New Pro Skill: Consolidate
Built a 154-line Pro skill called "consolidate" that reads 7 days of development diaries and extracts patterns, decisions, and connections across projects. It's the kind of meta-analysis that makes the Pro tier worth paying for.
Also created proper install scripts for both Windows (NTFS junctions) and macOS/Linux (symlinks) so Pro users get a smooth onboarding experience.
External Audit: Auto-All-Antigravity
Spent the evening auditing an external browser automation extension (4,620 lines of code). Found 6 critical issues:
- Selector brittleness - hardcoded IDs that break when VS Code updates
- Default-accept danger - conversation detection defaulting to "yes" instead of "no"
- No auto-reconnect - WebSocket failures requiring manual restart
- Regex compilation per-click - performance killer
- 30-char text limit - truncating button text too aggressively
- Port hardcoding - not reading the actual debug port
Fixed all six with surgical precision (114 insertions, 37 deletions). Added ARIA selector fallbacks, exponential backoff reconnection, regex caching, and safer defaults throughout.

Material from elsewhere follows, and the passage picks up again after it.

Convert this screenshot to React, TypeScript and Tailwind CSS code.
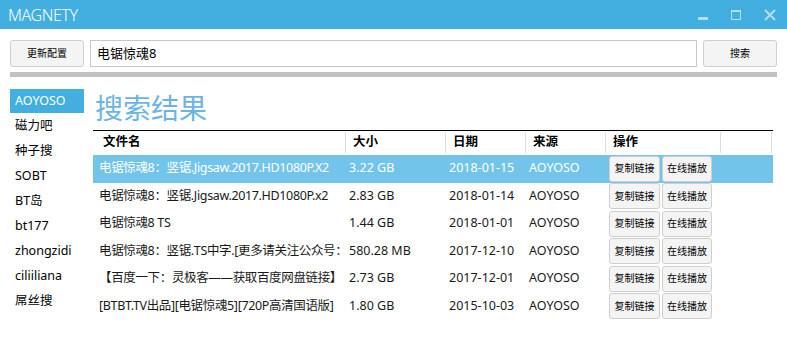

The fixes are committed but not pushed since it's not my repo—leaving that decision to the maintainer.
Lessons Learned
- Default to safe: New skills should be blocked by the manifest until explicitly approved
- ARIA over IDs: Web scraping should prefer semantic selectors over brittle hardcoded ones
- Default-reject over default-accept: When in doubt, fail safely
- Version consistency: Keep all package files in sync to prevent drift
Sometimes the best development sessions start with a crisis. Forces you to build the infrastructure you should have had all along.